Fractals.
You know, those images drawn from ‘recursive functions or algorithms’. Nowadays nobody understands why it boomed, and quite frankly that’s understandable. It’s that long ago, when the first homecomputer marched into the livingroom, sporting 16 to 256 colours in a low resolution.
I remember the first articles appearing in a popular Dutch science magazine (Kijk). When the first home computer entered our parental house, mid to late Eighties, fractals became part of that experiment too. Creating a fractal could take days.
Eventually we moved to DOS and PCs (which happened to be the next big revolution in computing) and discovered Fractint. (Note that Fractint is never mentioned in the Wikipedia article on Mandelbrot). It could still take hours to generate a good detailed image on an 286 AT (8MHz) PC. At least not days.

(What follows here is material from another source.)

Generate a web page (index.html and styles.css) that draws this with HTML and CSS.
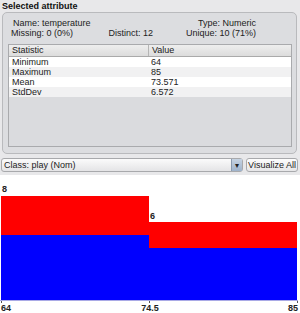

With today’s computing power, even Java applications create fractals faster than the Fractint executable on that poor 286. Not to mention the fractal creator on the 8 bit MSX computer. Take the Windows version of ManP (nowadays slightly based on Fractint): it takes seconds to create a fully coloured Mandelbrot or Julia fractal. That’s on an average 2.4 GHz Pentium 4 class processor and an obnoxious Intel graphics processor.
What’s the relevance of those computer drawn images? Believe it or not: In all those years, the routines have slipped into the software we use today. From compression to games. Sometimes even music.
You need to try ffff, available here:
http://sourceforge.net/projects/ffff/
It should be the single fastest fractal generator on earth.